Зафиксировав показания Авдотьи, служащие Трубчевской воеводской канцелярии, аккуратно сделали касающиеся пасквилей выписки из 149 статьи 18-й главы Артикула воинского 1715 г., согласно которым пасквилянта следовало наказывать так, как если бы он сам был виновен в том, в чем обвинял адресата пасквиля. Сам же пасквиль следовало сжечь под виселицей.[320] Хотя картина в документах и названа «пасквильной», применить эту статью в данном случае было, наверное, не просто, поскольку никакого конкретного обвинения в картине не содержалось, как не было его и в стихотворном варианте. Скорее речь тут могла идти о бесчестье. Впрочем, замедление дела произошло по другой причине. И тут следует объяснить, почему разбор этого дела вообще производился в Трубчевске, а не в Брянске. Дело в том, что еще раньше Лутовинов обратился в Севскую провинциальную канцелярию со стандартным прошением, в котором писал о своем «подозрении» на Брянскую воеводскую канцелярию и просил перенести рассмотрение их семейного конфликта в другое учреждение. Это, кстати, объясняет и то, почему ранее по поводу поэтического пасквиля он обратился в магистрат, а не в воеводскую канцелярию. Из Севска разбирательство конфликта Саловой-Лутовиных-Адалимовых распорядились поручить Трубчевской канцелярии. Однако и там заниматься этим явно не желали. Сославшись на отсутствие в Трубчевске товарища воеводы, что, по мнению местных чиновников, не позволяло надлежащим образом допросить гостей Адалимовых, а также горемыку художника, решено было дело отослать губернатору Давыдову. Скорее всего, это была, конечно, отговорка и мелким чиновникам попросту не хотелось ввязывать в столь скандальный конфликт между господами.
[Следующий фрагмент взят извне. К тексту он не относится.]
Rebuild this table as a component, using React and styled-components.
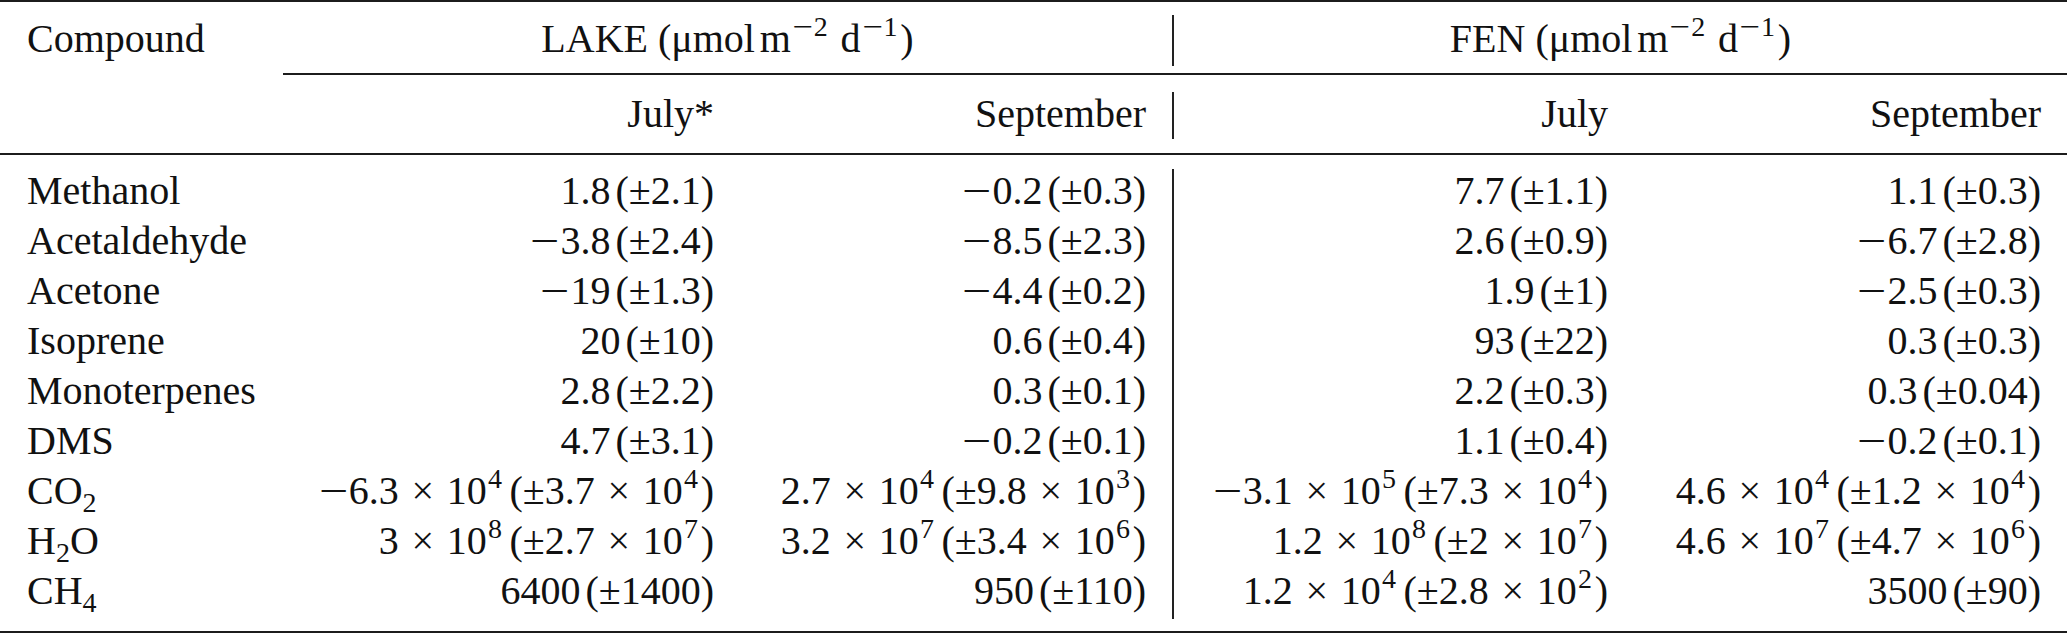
import React from "react";
import styled, { createGlobalStyle } from "styled-components";

const Global = createGlobalStyle`
  html, body { margin: 0; padding: 0; background: #fff; overflow: hidden; }
  body { font-family: "Liberation Serif", serif; color: #111; }
`;

const COLS = "283px 457px 432px 2px 460px 433px";

const Table = styled.div`
  width: 2067px;
  display: flex;
  flex-direction: column;
  font-family: "Liberation Serif", serif;
  font-size: 40px;
  line-height: 50px;
  color: #111;
`;

const Rule = styled.div`
  height: ${(p) => p.$h || 2}px;
  background: #1c1c1c;
  margin-left: ${(p) => p.$indent || 0}px;
`;

const HeadRow = styled.div`
  display: grid;
  grid-template-columns: ${COLS};
  height: ${(p) => p.$height}px;
  padding-top: ${(p) => p.$pt}px;
  box-sizing: border-box;
`;

const Body = styled.div`
  display: grid;
  grid-template-columns: ${COLS};
  grid-auto-rows: 50px;
  padding: 11px 0 15px;
`;

const NameCell = styled.div`
  padding-left: 27px;
  white-space: nowrap;
`;

const NumCell = styled.div`
  text-align: right;
  padding-right: 26px;
  white-space: nowrap;
`;

const SpanHead = styled.div`
  grid-column: ${(p) => p.$cols};
  text-align: center;
  white-space: nowrap;
`;

const Divider = styled.div`
  grid-column: 4;
  grid-row: ${(p) => p.$rows || "auto"};
  background: #222;
  margin-top: ${(p) => p.$mt}px;
  margin-bottom: ${(p) => p.$mb}px;
`;

const Sup = styled.span`
  font-size: 0.7em;
  vertical-align: 0.58em;
  line-height: 0;
  margin-left: 0.04em;
  margin-right: 0.1em;
`;

const Sub = styled.span`
  font-size: 0.7em;
  vertical-align: -0.3em;
  line-height: 0;
`;

const Gap = styled.span`
  display: inline-block;
  width: ${(p) => p.$w}em;
`;

const Minus = styled.span`
  display: inline-block;
  width: 0.78em;
  text-align: center;
  transform: scaleX(1.3);
`;

const Times = styled.span`
  display: inline-block;
  width: 1.2em;
  text-align: center;
`;

function Rich({ text }) {
  const parts = text.split(/(\^[\u2212\d]+|_\d+|~|\u2212|×)/);
  return (
    <>
      {parts.map((p, i) => {
        if (p === "~") return <Gap key={i} $w={0.12} />;
        if (p === "\u2212") return <Minus key={i}>{"\u2212"}</Minus>;
        if (p === "×") return <Times key={i}>×</Times>;
        if (p.startsWith("^")) {
          const s = p.slice(1);
          return (
            <Sup key={i}>
              {s.startsWith("\u2212") ? (
                <>
                  <Minus>{"\u2212"}</Minus>
                  {s.slice(1)}
                </>
              ) : (
                s
              )}
            </Sup>
          );
        }
        if (p.startsWith("_")) return <Sub key={i}>{p.slice(1)}</Sub>;
        return <React.Fragment key={i}>{p}</React.Fragment>;
      })}
    </>
  );
}

const M = "\u2212";

const rows = [
  ["Methanol", `1.8~(±2.1)`, `${M}0.2~(±0.3)`, `7.7~(±1.1)`, `1.1~(±0.3)`],
  ["Acetaldehyde", `${M}3.8~(±2.4)`, `${M}8.5~(±2.3)`, `2.6~(±0.9)`, `${M}6.7~(±2.8)`],
  ["Acetone", `${M}19~(±1.3)`, `${M}4.4~(±0.2)`, `1.9~(±1)`, `${M}2.5~(±0.3)`],
  ["Isoprene", `20~(±10)`, `0.6~(±0.4)`, `93~(±22)`, `0.3~(±0.3)`],
  ["Monoterpenes", `2.8~(±2.2)`, `0.3~(±0.1)`, `2.2~(±0.3)`, `0.3~(±0.04)`],
  ["DMS", `4.7~(±3.1)`, `${M}0.2~(±0.1)`, `1.1~(±0.4)`, `${M}0.2~(±0.1)`],
  ["CO_2", `${M}6.3×10^4~(±3.7×10^4)`, `2.7×10^4~(±9.8×10^3)`, `${M}3.1×10^5~(±7.3×10^4)`, `4.6×10^4~(±1.2×10^4)`],
  ["H_2O", `3×10^8~(±2.7×10^7)`, `3.2×10^7~(±3.4×10^6)`, `1.2×10^8~(±2×10^7)`, `4.6×10^7~(±4.7×10^6)`],
  ["CH_4", `6400~(±1400)`, `950~(±110)`, `1.2×10^4~(±2.8×10^2)`, `3500~(±90)`],
];

export default function App() {
  const unit = ` (μmol~m^${M}2 d^${M}1)`;
  return (
    <>
      <Global />
      <Table>
        <Rule $h={2} />
        <HeadRow $height={71} $pt={12}>
          <NameCell>Compound</NameCell>
          <SpanHead $cols="2 / 4">
            <Rich text={`LAKE${unit}`} />
          </SpanHead>
          <Divider $mt={1} $mb={7} />
          <SpanHead $cols="5 / 7">
            <Rich text={`FEN${unit}`} />
          </SpanHead>
        </HeadRow>
        <Rule $h={2} $indent={283} />
        <HeadRow $height={78} $pt={14}>
          <NameCell />
          <NumCell>July*</NumCell>
          <NumCell>September</NumCell>
          <Divider $mt={3} $mb={14} />
          <NumCell>July</NumCell>
          <NumCell>September</NumCell>
        </HeadRow>
        <Rule $h={2} />
        <Body>
          {rows.map((r, i) => (
            <React.Fragment key={r[0]}>
              <NameCell style={{ gridRow: i + 1, gridColumn: 1 }}>
                <Rich text={r[0]} />
              </NameCell>
              <NumCell style={{ gridRow: i + 1, gridColumn: 2 }}>
                <Rich text={r[1]} />
              </NumCell>
              <NumCell style={{ gridRow: i + 1, gridColumn: 3 }}>
                <Rich text={r[2]} />
              </NumCell>
              <NumCell style={{ gridRow: i + 1, gridColumn: 5 }}>
                <Rich text={r[3]} />
              </NumCell>
              <NumCell style={{ gridRow: i + 1, gridColumn: 6 }}>
                <Rich text={r[4]} />
              </NumCell>
            </React.Fragment>
          ))}
          <Divider $rows="1 / 10" $mt={3} $mb={-3} />
        </Body>
        <Rule $h={2} />
      </Table>
    </>
  );
}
Причем, помимо уже отмеченных эпизодов этого конфликта, в нем имели место и обвинения в незаконном винокурении, и в незаконной сдаче в рекруты и т. д. По всем этим поводам в Суздальцево постоянно направлялись чиновники сперва Брянской, а потом Трубчевской воеводских канцелярий, но без какого-либо видимого успеха.[321] Впрочем, расставаться с произведением живописи в Трубчевске тоже явно не спешили и отослали картину в Белгород лишь в сентябре, а Авдотью переправили к коллегам в Брянск.
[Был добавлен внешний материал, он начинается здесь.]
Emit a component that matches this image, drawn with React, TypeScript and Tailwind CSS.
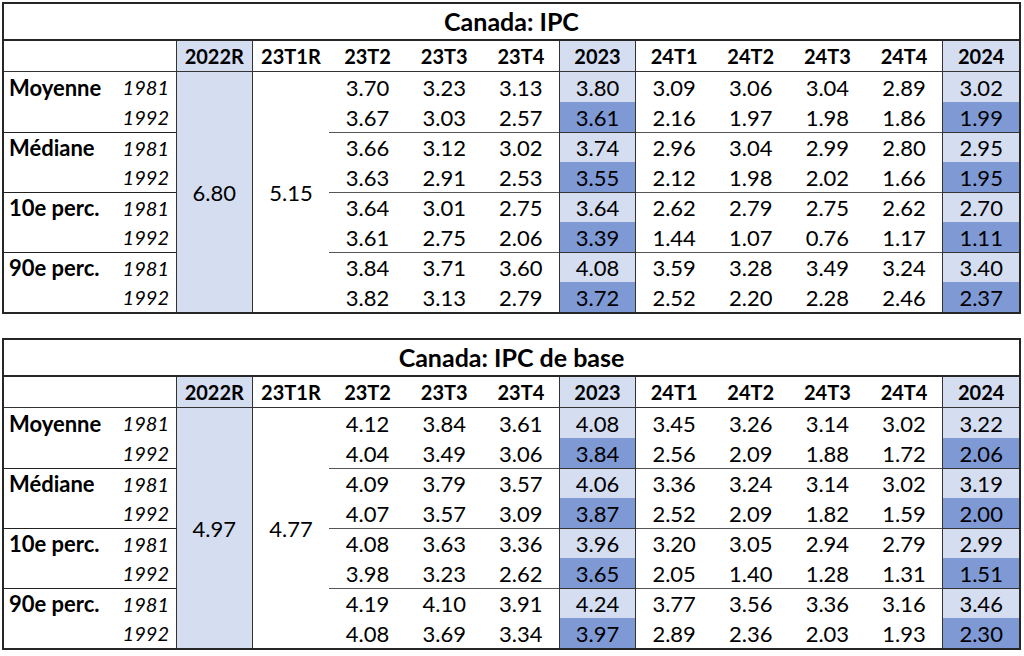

К сожалению, нам слишком мало известно о жизни Гаврилы Адалимова до описанных здесь событий и вовсе ничего неизвестно о его жене Елизавете. Если Адалимов был несомненно человеком грамотным, то получила ли какое-то образование его жена, мы не знаем. Однако несомненный интерес представляет то, что в своей

борьбе за собственность с ближайшими родственниками эта семейная пара среди прочего прибегала к помощи искусства. И, если сам имущественный конфликт, как уже говорилось, был вполне заурядным, то примененные в нем средства несомненно могли появиться лишь во второй половине XVIII в., когда искусство и литература стали частью дворянского быта. Сами Адалимовы наверняка получали удовольствие от своей изобретательности и в этом проявлялось их своеобразное чувство юмора, причем характер этого юмора был таков, что в качестве гипотезы можно предположить, что у Гаврилы Адалимова гораздо больше, чем у его несчастного однофамильца, шансов претендовать на авторство «Госпожи и парикмахера», тем более, что в этом сочинении также просматриваются определенные социальные мотивы, которые должны были быть близки нашему герою:

«Тут нет любовничьих чинов ниже приятных слов.

Лишь жажду утоли, кто б ни был он таков.

Но только ли того бывает вся суть в мире —

Пол женский жертвует венериной кумире

и утешает жен не муж, а кто иной,

хороший и дурной:

боярыню – чернец, француз – графиню

иль скороход – княгиню.»[322]

Выходец из солдатских детей выслуживший дворянство и женатый на дворянке, которая скорее всего была его значительно моложе, вполне мог подписать под этими строками.

Нам неизвестно, чем закончилась имущественная тяжба Лутовиновых-Адалимовых и как в дальнейшем сложились судьбы ее участников. Лишь об Иване Герасимовиче сохранились сведения, что с 1779 до 1785 г. он служил заседателем в Орловском верхнем земском суде, в 1782 г. участвовал в определении границы между Курской и Новгород-Северской губерниями, а в 1786 г. стал заседателем 2-го департамента Харьковского верхнего земского суда. Два года спустя Екатеринославский, Таврический и Харьковский губернатор светлейший князь Г. А. Потемкин самолично просил Сенат «наградить его чином, заслугам его соответствующим».[323] В 1807 г., когда его двоюродный брат Федор Степанович хлопотал о записи в губернскую родословную книгу, Иван Герасимович еще был жив.